Abstract

We explore climate-vegetation interactions in mid-Holocene North Africa with a suite of community climate system model (CCSM2) simulations. The CCSM includes synchronously coupled atmosphere, ocean, sea ice, land, and vegetation models. The CCSM’s present-day precipitation for North Africa compares well with simulations of other models and observations. Mid-Holocene data reveal a wetter and greener Sahara compared to the present. The CCSM exhibits a greater, closer to the expected, precipitation increase than other models, and in response, grasses advance from 18.75° to 22.5°N in much of North Africa. Precipitation is enhanced locally by the northward advance of grasses, but suppressed regionally mainly due to an insufficient albedo decrease with the expansion of vegetation. Prior studies have always lowered the surface albedo with the expansion of vegetation in North Africa. In the CCSM’s mid-Holocene simulations, the albedo decreases more because wetter soils are simulated darker than drier soils than due to expanding vegetation. These results isolate albedo as the key ingredient in obtaining a positive precipitation-vegetation feedback in North Africa. Two additional simulations support this conclusion. In the first simulation, the desert’s sandy soil textures are changed to loam to represent increased organic matter.

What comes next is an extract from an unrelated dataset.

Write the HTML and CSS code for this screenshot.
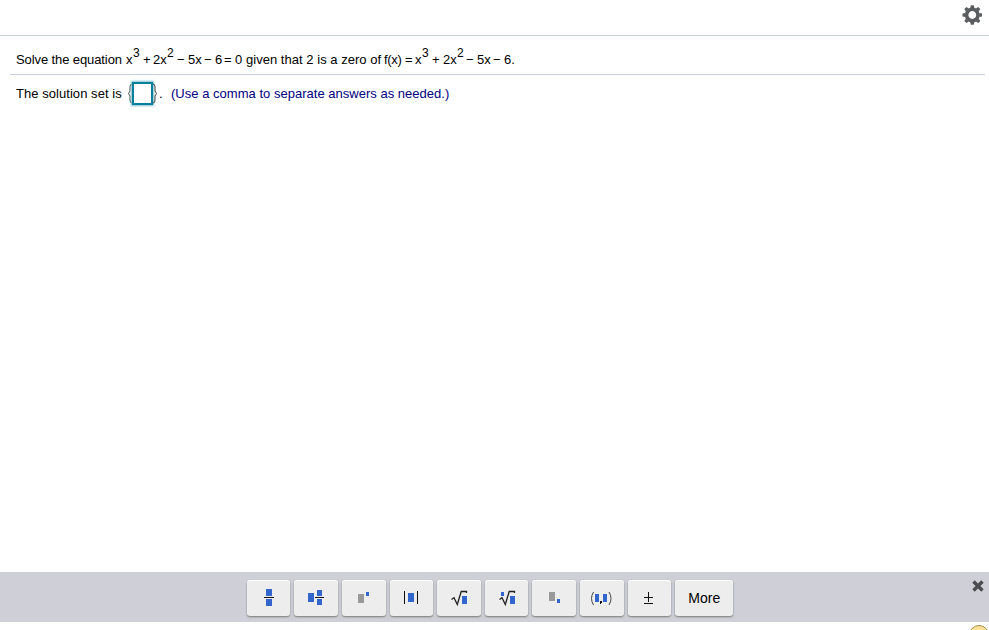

Soil water retention and grass cover increase; albedo decreases somewhat. Precipitation responds with a small, yet widespread, increase. In the second simulation, a darker soil color is prescribed for this region. Now the monsoon advances north about 4°. These results illustrate a North African monsoon highly sensitive to changes in surface albedo and less sensitive to changes in evapotranspiration.